Sektöre Giriş Kolaylığı: Tasarım müşavirliği için gerekli şartlar aranmasına karşılık (diploma, inşaat mühendisleri odası üyeliği, vs.) müteahhitlik hizmeti sunmak için istenen ve aranan şartlar neredeyse yok denecek kadar azdır ve her isteyen bir inşaat şirketi kurabilmekte ve çok rahat bir şekilde sektöre girebilmektedir. Malzeme alımında ve tedarikinde ve iş makinesi kiralamasında gerekli olan öz sermayenin minimum olması pek çok firmanın sektöre büyük bir ümitle girmesini sağlamaktadır. Çok rahatlıkla sektöre girip iş yapmaya çalışıp zengin olma hayalindeki pek çok şirket ara hak edişlerin “ana yüklenici aldığı zaman alt-yükleniciye öder” prensibi nedeniyle finansman sıkıntısına girmekte ve geride tamamlanmadan terk edilmiş projeler ve alacağını tahsil edememiş kreditörler (borç verenler) ve malzeme tedarikçileri bırakmaktadır. Ülke ekonomisine ve güvenli yaşama zarar vermekte ve tehlike oluşturmakta olması nedeniyle inşaat sektörüne girişte belirli bir standardın veya asgari koşulların getirilmesi gerekmektedir.
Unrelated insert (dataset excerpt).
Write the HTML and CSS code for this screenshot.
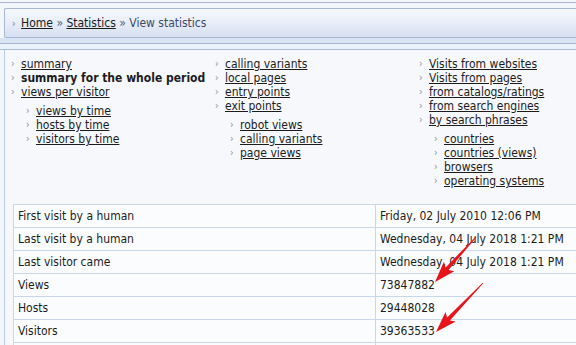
FILE: index.html
```html
<!DOCTYPE html>
<html lang="en">
<head>
    <meta charset="UTF-8">
    <title>View statistics</title>
    <link rel="stylesheet" href="styles.css">
</head>
<body>
    <div class="frame-top"></div>
    <div class="crumbs">
        <span class="crumb-mark">&rsaquo;</span>
        <a href="#">Home</a> <span class="sep">&raquo;</span>
        <a href="#">Statistics</a> <span class="sep">&raquo;</span>
        <span class="current">View statistics</span>
    </div>
    <div class="band"></div>
    <div class="band band-light"></div>

    <div class="panel">
        <div class="menu">
            <ul class="col">
                <li><a href="#">summary</a></li>
                <li><b>summary for the whole period</b></li>
                <li><a href="#">views per visitor</a></li>
                <li class="sub-wrap">
                    <ul class="sub">
                        <li><a href="#">views by time</a></li>
                        <li><a href="#">hosts by time</a></li>
                        <li><a href="#">visitors by time</a></li>
                    </ul>
                </li>
            </ul>
            <ul class="col">
                <li><a href="#">calling variants</a></li>
                <li><a href="#">local pages</a></li>
                <li><a href="#">entry points</a></li>
                <li><a href="#">exit points</a></li>
                <li class="sub-wrap">
                    <ul class="sub">
                        <li><a href="#">robot views</a></li>
                        <li><a href="#">calling variants</a></li>
                        <li><a href="#">page views</a></li>
                    </ul>
                </li>
            </ul>
            <ul class="col">
                <li><a href="#">Visits from websites</a></li>
                <li><a href="#">Visits from pages</a></li>
                <li><a href="#">from catalogs/ratings</a></li>
                <li><a href="#">from search engines</a></li>
                <li><a href="#">by search phrases</a></li>
                <li class="sub-wrap">
                    <ul class="sub">
                        <li><a href="#">countries</a></li>
                        <li><a href="#">countries (views)</a></li>
                        <li><a href="#">browsers</a></li>
                        <li><a href="#">operating systems</a></li>
                    </ul>
                </li>
            </ul>
        </div>

        <table class="stats">
            <tr><td class="name">First visit by a human</td><td>Friday, 02 July 2010 12:06 PM</td></tr>
            <tr><td class="name">Last visit by a human</td><td>Wednesday, 04 July 2018 1:21 PM</td></tr>
            <tr><td class="name">Last visitor came</td><td>Wednesday, 04 July 2018 1:21 PM</td></tr>
            <tr><td class="name">Views</td><td>73847882</td></tr>
            <tr><td class="name">Hosts</td><td>29448028</td></tr>
            <tr><td class="name">Visitors</td><td>39363533</td></tr>
            <tr><td class="name">&nbsp;</td><td>&nbsp;</td></tr>
        </table>
    </div>

    <!-- red arrows drawn over the numbers -->
    <svg class="arrows" width="576" height="345" viewBox="0 0 576 345">
        <polygon points="475.6,236.7 476.4,237.3 448.6,270 454.3,271.2 435,282 443.9,261.8 445.6,267.4" />
        <polygon points="482.7,282.7 483.3,283.3 449.9,320.4 455.7,321.6 436,332 445.5,312 447.1,317.6" />
    </svg>
</body>
</html>
```

FILE: styles.css
```css
body {
    margin: 0;
    background: #f3f6fa;
    font-family: "DejaVu Sans Condensed", "DejaVu Sans", sans-serif;
    font-size: 12px;
    color: #1c1c1c;
    position: relative;
    height: 345px;
    overflow: hidden;
}

a {
    color: #1c1c1c;
}

.frame-top {
    margin-top: 2px;
    height: 1px;
    background: #aab4cc;
    margin-bottom: 5px;
}

/* breadcrumb bar */
.crumbs {
    margin-left: 4px;
    height: 28px;
    line-height: 28px;
    padding-left: 7px;
    border: 1px solid #a8b8d2;
    border-right: none;
    border-radius: 2px 0 0 2px;
    background: linear-gradient(to bottom, #f5f8fe, #e6ecf7 55%, #d6dff0);
    color: #3c4a6c;
}

.crumb-mark {
    color: #6a7a98;
    font-size: 10px;
    margin-right: 2px;
}

.sep {
    color: #56648a;
}

.current {
    color: #3c4a6c;
}

.band {
    height: 5px;
    background: #d8e4f3;
    border-bottom: 1px solid #a8b8d2;
}

.band-light {
    background: #ebf1f9;
    border-bottom-color: #aabed9;
}

/* main panel */
.panel {
    margin-left: 4px;
    border-left: 1px solid #b6cbe6;
    background: #f6f8fc;
    padding: 7px 0 0 5px;
    height: 288px;
    overflow: hidden;
}

.menu {
    display: flex;
}

.col,
.sub {
    list-style: none;
    margin: 0;
    padding: 0;
}

.col {
    flex: none;
    width: 204px;
}

.col li {
    line-height: 14px;
    padding-left: 11px;
    position: relative;
    white-space: nowrap;
}

.col li::before {
    content: "\203A";
    position: absolute;
    left: 1px;
    top: 0;
    color: #8c8c8c;
    font-size: 10px;
}

.col li.sub-wrap {
    padding-left: 15px;
}

.col li.sub-wrap::before {
    content: none;
}

.sub {
    margin-top: 5px;
}

/* stats table */
.stats {
    margin: 16px 0 0 3px;
    width: 580px;
    border-collapse: collapse;
    background: #fbfcfe;
}

.stats td {
    border: 1px solid #c8d8ea;
    height: 22px;
    padding: 0 0 0 4px;
    white-space: nowrap;
}

.stats td.name {
    width: 357px;
}

.arrows {
    position: absolute;
    left: 0;
    top: 0;
    fill: #e8141c;
}
```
Sektörün Talep Yapısı: İnşaat sektörü talep yapısı hükümet programlarına göre şekillendirilir ve değişiklikler gösterir. İnşaat sektöründe “türetilmiş” bir talep söz konusudur. Yaşamak için, üretmek için, çalışmak için, hizmet vermek için ve üretilenleri depolamak için oluşan talepler söz konusudur. İnşaat talebi ekonominin genel durumu ve faiz mertebeleri ile yakından ilgilidir.

Devletin Rolü: Sektörün en büyük yatırımcısı ve işvereni olan ve yasama ile yürütmeyi elinde bulunduran devletin uyguladığı direk genel trend (eğilim) inşaat sektörünü ekonominin bir regülatörü olarak kullanması yönündedir. Dolaylı olarak da özel sektör talebini faiz oranlarını manipüle ederek kontrol etmesi şeklindedir. Ayrıca, imar izinleri ve imar mevzuatları ile de talebi düzenleyebilmektedir.